For decades, the political establishment insisted that securing the border required years of congressional debate. The Congressional Budget Office just proved them wrong.
The nonpartisan budget agency has revised its illegal immigration estimate for 2025 downward by 1.5 million people, crediting President Trump's border policies. The CBO found that more than 90 percent of the reduction came from limiting border crossings, while specific categories of releases fell 83 to 96 percent. The data delivers a definitive, numbers-driven victory for border security. Executive enforcement of existing laws successfully curtailed illegal immigration by ending the catch-and-release era.
The agency's January 2026 demographic outlook projected a net decrease of 360,000 illegal aliens in the U.S. population for 2025, completely reversing its prior projection of a 1.1 million increase. This 1.5 million downward revision directly challenges the establishment consensus that comprehensive congressional legislation is necessary to secure borders.
"The establishment political consensus has long held that it's impossible to rein in illegal immigration until Congress passes 'comprehensive immigration reform,'" wrote Jeffrey H. Anderson of City Journal. "The Congressional Budget Office has recently made clear that all it really takes is a president willing to enforce federal immigration laws, as he is constitutionally required to do."

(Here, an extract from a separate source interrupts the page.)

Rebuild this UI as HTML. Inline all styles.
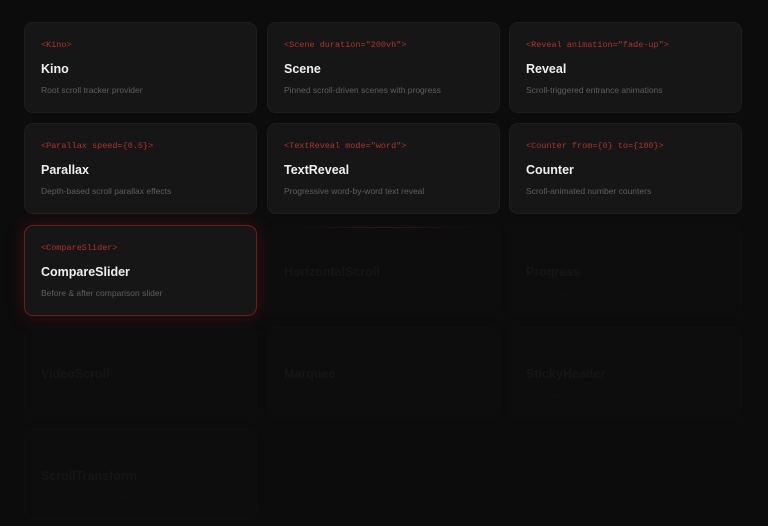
<!DOCTYPE html>
<html><head><style>
body{margin:0;width:768px;height:526px;background:#0c0c0c;overflow:hidden;font-family:"Liberation Sans",sans-serif;position:relative}
.c{position:absolute;width:233px;height:91px;box-sizing:border-box;background:#161616;border:1px solid #1d1d1d;border-radius:9px}
.t{position:absolute;left:16px;top:17px;font:8.5px "Liberation Mono",monospace;color:#b0322a;white-space:nowrap}
.h{position:absolute;left:16px;top:39px;font-weight:bold;font-size:12.5px;color:#eee}
.d{position:absolute;left:16px;top:62px;font-size:8.5px;color:#5e5e5e;white-space:nowrap}
.f{background:#0d0d0d;border-color:#0f0f0f}
.f .h{color:#151515}.f .d,.f .t{color:#101010}
.sel{border:1px solid #6e1c18;box-shadow:0 0 18px rgba(160,30,25,.3)}
</style></head><body>
<div class="c" style="left:24px;top:22px"><div class="t">&lt;Kino&gt;</div><div class="h">Kino</div><div class="d">Root scroll tracker provider</div></div>
<div class="c" style="left:267px;top:22px"><div class="t">&lt;Scene duration="200vh"&gt;</div><div class="h">Scene</div><div class="d">Pinned scroll-driven scenes with progress</div></div>
<div class="c" style="left:509px;top:22px"><div class="t">&lt;Reveal animation="fade-up"&gt;</div><div class="h">Reveal</div><div class="d">Scroll-triggered entrance animations</div></div>
<div class="c" style="left:24px;top:123px"><div class="t">&lt;Parallax speed={0.5}&gt;</div><div class="h">Parallax</div><div class="d">Depth-based scroll parallax effects</div></div>
<div class="c" style="left:267px;top:123px"><div class="t">&lt;TextReveal mode="word"&gt;</div><div class="h">TextReveal</div><div class="d">Progressive word-by-word text reveal</div></div>
<div class="c" style="left:509px;top:123px"><div class="t">&lt;Counter from={0} to={100}&gt;</div><div class="h">Counter</div><div class="d">Scroll-animated number counters</div></div>
<div class="c sel" style="left:24px;top:225px"><div class="t">&lt;CompareSlider&gt;</div><div class="h">CompareSlider</div><div class="d">Before &amp; after comparison slider</div></div>
<div class="c f" style="left:267px;top:225px"><div class="h">HorizontalScroll</div><div class="d">Horizontal scroll sections</div></div>
<div style="position:absolute;left:295px;top:227px;width:180px;height:1px;background:linear-gradient(90deg,transparent,#3a1418,transparent)"></div>
<div class="c f" style="left:509px;top:225px"><div class="h">Progress</div><div class="d">Scroll progress indicators</div></div>
<div class="c f" style="left:24px;top:327px"><div class="h">VideoScroll</div><div class="d">Scroll-scrubbed video</div></div>
<div class="c f" style="left:267px;top:327px"><div class="h">Marquee</div><div class="d">Scroll-linked marquee</div></div>
<div class="c f" style="left:509px;top:327px"><div class="h">StickyHeader</div><div class="d">Scroll-aware sticky header</div></div>
<div class="c f" style="left:24px;top:429px"><div class="h">ScrollTransform</div><div class="d">Scroll-driven transforms</div></div>
</body></html>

The CBO explicitly attributes the dramatic reduction to "administrative actions taken since January 20, 2025," specifically highlighting Executive Order 14165. That order reinstated Migrant Protection Protocols requiring asylum seekers to wait in Mexico. It ended all categorical parole programs, terminated catch-and-release policies, and ceased use of the CBP One app for paroling.
The statistics reveal a near-total collapse of new illegal entries. Releases between ports of entry plummeted 96 percent, dropping from 540,000 in 2024 to just 20,000 in 2025. Releases at ports of entry fell 94 percent, from 960,000 to 60,000. Entries without inspection dropped 83 percent, from approximately 300,000 to 50,000.
These border control measures account for more than 90 percent of the total reduction in illegal immigration. Interior removals numbered just 120,000 in 2025, representing less than one-tenth of the 1.5 million downward revision. This data directly debunks the mainstream media narrative that deportations drove the administration's immigration success.
"The Trump administration almost immediately stopped the Biden administration's lawless practice of releasing illegal aliens into the U.S. interior," Anderson noted. Border Patrol went a full year without releasing apprehended migrants into the interior, according to Department of Homeland Security figures.
The CBO report reveals a stark contrast between immigration trajectories under different administrations. During three years of Biden-era policies from 2022 through 2024, the U.S. added an estimated 5.7 million illegal aliens to its population. Under Trump's projected three years from 2025 through 2027, the population of illegal aliens is expected to decrease by 1 million.
Census Bureau data shows net international migration peaked at 2.7 million in 2024 before declining to 1.3 million in 2025. The agency projects it will fall to approximately 321,000 in 2026, continuing a sharp decline from the 2024 peak. The Census Bureau notes that net international migration is trending toward negative territory, which would mark the first time in more than 50 years if current trends continue.
DHS reported nearly 900,000 deportations and over 3 million total departures since January 2025, including an estimated 2.2 million self-deportations. Customs and Border Protection reported only 8,943 apprehensions in April 2026, a 94 percent drop from average monthly totals under the previous administration.
The long-term demographic impacts are significant. The CBO projects the U.S. population will stop growing in 2056 and remain roughly the same size as in the previous year. Without immigration, the population would begin to shrink in 2030 as deaths exceed births.
The Senate Homeland Security Committee approved $23 billion in multiyear immigration enforcement funding in May, allocating $13 billion for CBP, $7.5 billion for ICE, and $2.5 billion for DHS. This institutional commitment reflects the proven effectiveness of border security measures.
Supreme Court Justice Samuel Alito has written that immigration detention requirements "are mandatory," citing the Immigration and Nationality Act's declaration that aliens asserting credible fear of persecution "shall be detained for further consideration" of asylum applications.
The CBO's nonpartisan analysis demonstrates that border security is a solvable problem when leadership enforces existing laws. The empirical success of Trump's enforcement-first strategy stands in stark contrast to the chaotic, open-border policies of the previous administration.